Empowering communities is vital after a disaster, and yet this Government has disempowered communities, as well as their democratically elected council.
The failure to work collaboratively with the Christchurch City Council over the Government's blueprint for the central city has locked out the voice of the people even further.
The council's Share an Idea campaign has ended up nothing more than a preliminary input to a draft plan, which was then taken behind closed doors for a 100-day makeover that left it bereft of the community's vision.
We can see how the community is excluded when it comes to the council's decisions about its own property. The Centennial Pool is in the Government's frame and will be compulsorily purchased by the Canterbury Earthquake Recovery Authority.
All the public support for its retention amounts to nothing against the Government's decision to replace it with a playground and to locate a large swimming complex on the other side of the city centre, away from the residential population it served.

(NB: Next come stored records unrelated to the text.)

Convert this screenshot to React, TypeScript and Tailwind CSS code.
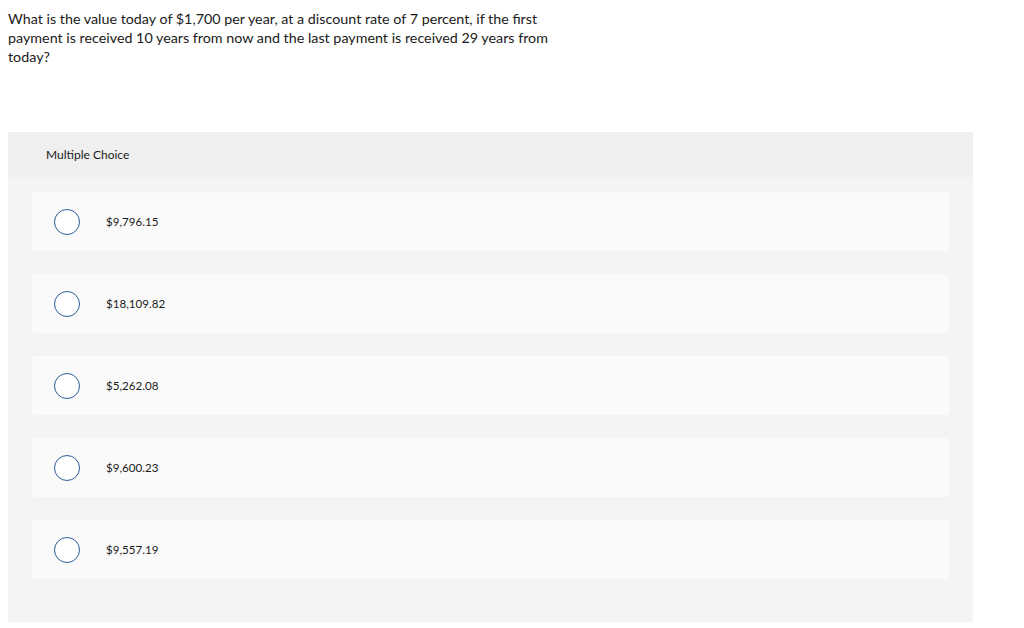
import React from 'react';

const OPTIONS = ['$9,796.15', '$18,109.82', '$5,262.08', '$9,600.23', '$9,557.19'];

const App: React.FC = () => {
  return (
    <div className="w-[1024px] h-[628px] bg-white font-['Lato','Open_Sans',sans-serif] text-[#1a1a1a] pt-[9px]">
      <p className="pl-[8px] text-[14.3px] leading-[19px] whitespace-nowrap">
        What is the value today of $1,700 per year, at a discount rate of 7 percent, if the first
        <br />
        payment is received 10 years from now and the last payment is received 29 years from
        <br />
        today?
      </p>

      <div className="mt-[66px] ml-[8px] w-[965px] bg-[#f4f4f4]">
        <div className="h-[45px] bg-[#efefef] flex items-center pl-[38px] text-[12px]">Multiple Choice</div>
        <div className="px-[24px] pt-[15px] pb-[43px] flex flex-col gap-[23px]">
          {OPTIONS.map((opt) => (
            <div key={opt} className="h-[59px] bg-[#fafafa] rounded-[2px] flex items-center pl-[22px]">
              <span className="w-[26px] h-[26px] rounded-full border border-[#2d5c97] bg-white shrink-0" />
              <span className="ml-[26px] text-[11.6px]">{opt}</span>
            </div>
          ))}
        </div>
      </div>
    </div>
  );
};

export default App;
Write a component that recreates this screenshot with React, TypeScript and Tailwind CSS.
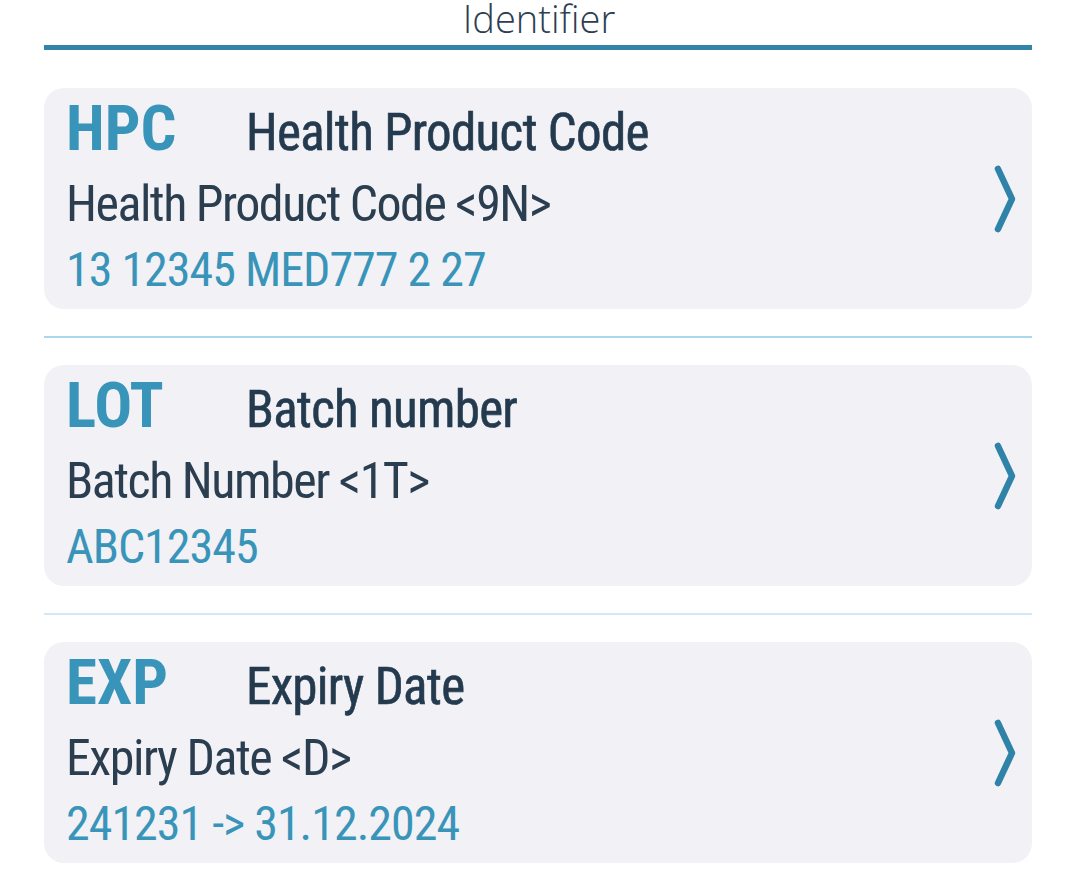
import React from "react";

const items = [
  { code: "HPC", title: "Health Product Code", desc: "Health Product Code <9N>", value: "13 12345 MED777 2 27", sep: "" },
  { code: "LOT", title: "Batch number", desc: "Batch Number <1T>", value: "ABC12345", sep: "bg-[#acd6ee]" },
  { code: "EXP", title: "Expiry Date", desc: "Expiry Date <D>", value: "241231 -> 31.12.2024", sep: "bg-[#d2e8f6]" },
];

function Chevron() {
  return (
    <svg width="30" height="70" viewBox="0 0 30 70" className="shrink-0">
      <path d="M7 5 L21 35 L7 65" fill="none" stroke="#2f83a9" strokeWidth="6.5" strokeLinecap="round" strokeLinejoin="round" />
    </svg>
  );
}

export default function App() {
  return (
    <div className="w-[1078px] h-[888px] bg-white overflow-hidden" style={{ fontFamily: '"Roboto Condensed", "Roboto", sans-serif' }}>
      <div className="h-[45px] pt-[3px] text-center text-[38px] font-extralight text-[#2c3e50] leading-[30px]" style={{ fontFamily: '"Open Sans", "Liberation Sans", sans-serif' }}>
        Identifier
      </div>
      <div className="ml-[44px] mr-[46px] h-[5px] bg-[#3384a9]" />
      <div className="ml-[44px] mr-[46px] pt-[38px]">
        {items.map((it, i) => (
          <div key={it.code}>
            {i > 0 && <div className={`h-[2px] my-[27px] ${it.sep}`} />}
            <div className="h-[221px] rounded-[20px] bg-[#f2f1f6] flex items-center pl-[22px] pr-[11px]">
              <div className="flex-1 flex flex-col pt-[2px]">
                <div className="flex items-baseline h-[73px]">
                  <span className="w-[180px] text-[63px] font-bold text-[#3994b9] leading-none">{it.code}</span>
                  <span className="text-[51px] font-normal text-[#243a4e] leading-none tracking-[-0.7px] [-webkit-text-stroke:0.6px_#243a4e]">{it.title}</span>
                </div>
                <div className="h-[68px] flex items-center text-[50px] text-[#2b3e50] leading-none tracking-[-1.5px]">{it.desc}</div>
                <div className="h-[64px] flex items-center text-[48px] text-[#3994b9] leading-none tracking-[-1px]">{it.value}</div>
              </div>
              <Chevron />
            </div>
          </div>
        ))}
      </div>
    </div>
  );
}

The Christchurch Town Hall is not located in the Government's performing arts precinct, so the council's decision to save what is designated under the city plan as a Group 1 heritage building doesn't fit with the Government's plan. This leads to the minister publicly attacking a decision that is the council's to make.
That is not good enough. It stems from the Government's Beehive-down approach to decision-making.
In his open letter, McCloud highlighted the international trend towards "an inclusive design process which is not just about consultation, but which involves residents and key non-professional and cultural stakeholders in every step of the design process".
That is the message the Government needs to hear.
Democracy is not only about casting a vote every three years for your council or your government. It is about having a voice and having that voice heard.
Harold Flemming once famously said "the wisdom of the community always exceeds the knowledge of the experts".
This Government is not listening to either.
Lianne Dalziel is Labour MP for Christchurch East.